» Dataset extract
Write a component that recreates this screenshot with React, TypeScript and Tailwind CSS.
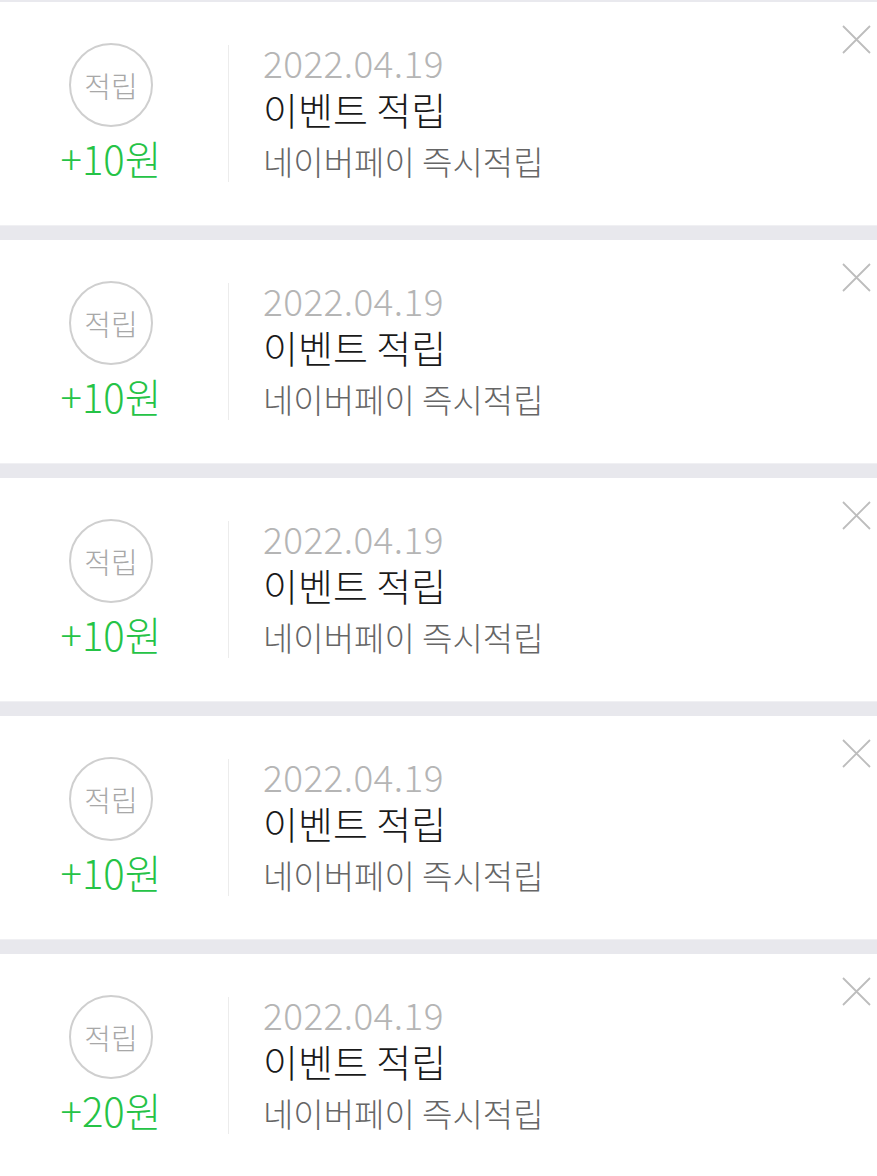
import React from 'react';

interface PointItem {
  date: string;
  title: string;
  desc: string;
  amount: number;
}

const items: PointItem[] = [
  { date: '2022.04.19', title: '이벤트 적립', desc: '네이버페이 즉시적립', amount: 10 },
  { date: '2022.04.19', title: '이벤트 적립', desc: '네이버페이 즉시적립', amount: 10 },
  { date: '2022.04.19', title: '이벤트 적립', desc: '네이버페이 즉시적립', amount: 10 },
  { date: '2022.04.19', title: '이벤트 적립', desc: '네이버페이 즉시적립', amount: 10 },
  { date: '2022.04.19', title: '이벤트 적립', desc: '네이버페이 즉시적립', amount: 20 },
];

const font = { fontFamily: '"Noto Sans CJK KR", "Noto Sans", sans-serif' };

const PointCard: React.FC<{ item: PointItem }> = ({ item }) => {
  return (
    <div className="relative flex h-[223px] items-center bg-white font-light">
      {/* left: badge + amount */}
      <div className="flex w-[222px] flex-col items-center">
        <div className="flex h-[84px] w-[84px] items-center justify-center rounded-full border-2 border-[#cfcfcf]">
          <span className="text-[29px] leading-none text-[#a8a8a8]">적립</span>
        </div>
        <div className="mb-[4px] mt-[9px] text-[40px] leading-[44px] text-[#25c346]">+{item.amount}원</div>
      </div>
      <div className="ml-[6px] h-[137px] w-px bg-[#ececec]" />
      <div className="flex flex-col pl-[34px]">
        <div className="text-[37px] leading-[46px] tracking-[0.4px] text-[#b5b5b5]">{item.date}</div>
        <div className="text-[38px] leading-[48px] text-[#1a1a1a]">{item.title}</div>
        <div className="text-[33px] leading-[56px] text-[#666666]">{item.desc}</div>
      </div>
      <button className="absolute right-[4px] top-[21px] p-[2px]" aria-label="삭제">
        <svg width="29" height="29" viewBox="0 0 29 29" fill="none">
          <path d="M1 1L28 28M28 1L1 28" stroke="#bdbdbd" strokeWidth="1.8" />
        </svg>
      </button>
    </div>
  );
};

export default function App() {
  return (
    <div className="min-h-screen w-[877px] bg-white" style={font}>
      <div className="h-[2px] bg-[#e9e9ee]" />
      {items.map((item, i) => (
        <div key={i}>
          <PointCard item={item} />
          {i < items.length - 1 && <div className="h-[15px] border-t border-[#f0f0f3] bg-[#e8e8ed]" />}
        </div>
      ))}
    </div>
  );
}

» Short task
Copy the data exactly. Any picture it contains is to be omitted.

» Response to the exercise
Write a component that recreates this screenshot with React, TypeScript and Tailwind CSS.
import React from 'react';

interface PointItem {
  date: string;
  title: string;
  desc: string;
  amount: number;
}

const items: PointItem[] = [
  { date: '2022.04.19', title: '이벤트 적립', desc: '네이버페이 즉시적립', amount: 10 },
  { date: '2022.04.19', title: '이벤트 적립', desc: '네이버페이 즉시적립', amount: 10 },
  { date: '2022.04.19', title: '이벤트 적립', desc: '네이버페이 즉시적립', amount: 10 },
  { date: '2022.04.19', title: '이벤트 적립', desc: '네이버페이 즉시적립', amount: 10 },
  { date: '2022.04.19', title: '이벤트 적립', desc: '네이버페이 즉시적립', amount: 20 },
];

const font = { fontFamily: '"Noto Sans CJK KR", "Noto Sans", sans-serif' };

const PointCard: React.FC<{ item: PointItem }> = ({ item }) => {
  return (
    <div className="relative flex h-[223px] items-center bg-white font-light">
      {/* left: badge + amount */}
      <div className="flex w-[222px] flex-col items-center">
        <div className="flex h-[84px] w-[84px] items-center justify-center rounded-full border-2 border-[#cfcfcf]">
          <span className="text-[29px] leading-none text-[#a8a8a8]">적립</span>
        </div>
        <div className="mb-[4px] mt-[9px] text-[40px] leading-[44px] text-[#25c346]">+{item.amount}원</div>
      </div>
      <div className="ml-[6px] h-[137px] w-px bg-[#ececec]" />
      <div className="flex flex-col pl-[34px]">
        <div className="text-[37px] leading-[46px] tracking-[0.4px] text-[#b5b5b5]">{item.date}</div>
        <div className="text-[38px] leading-[48px] text-[#1a1a1a]">{item.title}</div>
        <div className="text-[33px] leading-[56px] text-[#666666]">{item.desc}</div>
      </div>
      <button className="absolute right-[4px] top-[21px] p-[2px]" aria-label="삭제">
        <svg width="29" height="29" viewBox="0 0 29 29" fill="none">
          <path d="M1 1L28 28M28 1L1 28" stroke="#bdbdbd" strokeWidth="1.8" />
        </svg>
      </button>
    </div>
  );
};

export default function App() {
  return (
    <div className="min-h-screen w-[877px] bg-white" style={font}>
      <div className="h-[2px] bg-[#e9e9ee]" />
      {items.map((item, i) => (
        <div key={i}>
          <PointCard item={item} />
          {i < items.length - 1 && <div className="h-[15px] border-t border-[#f0f0f3] bg-[#e8e8ed]" />}
        </div>
      ))}
    </div>
  );
}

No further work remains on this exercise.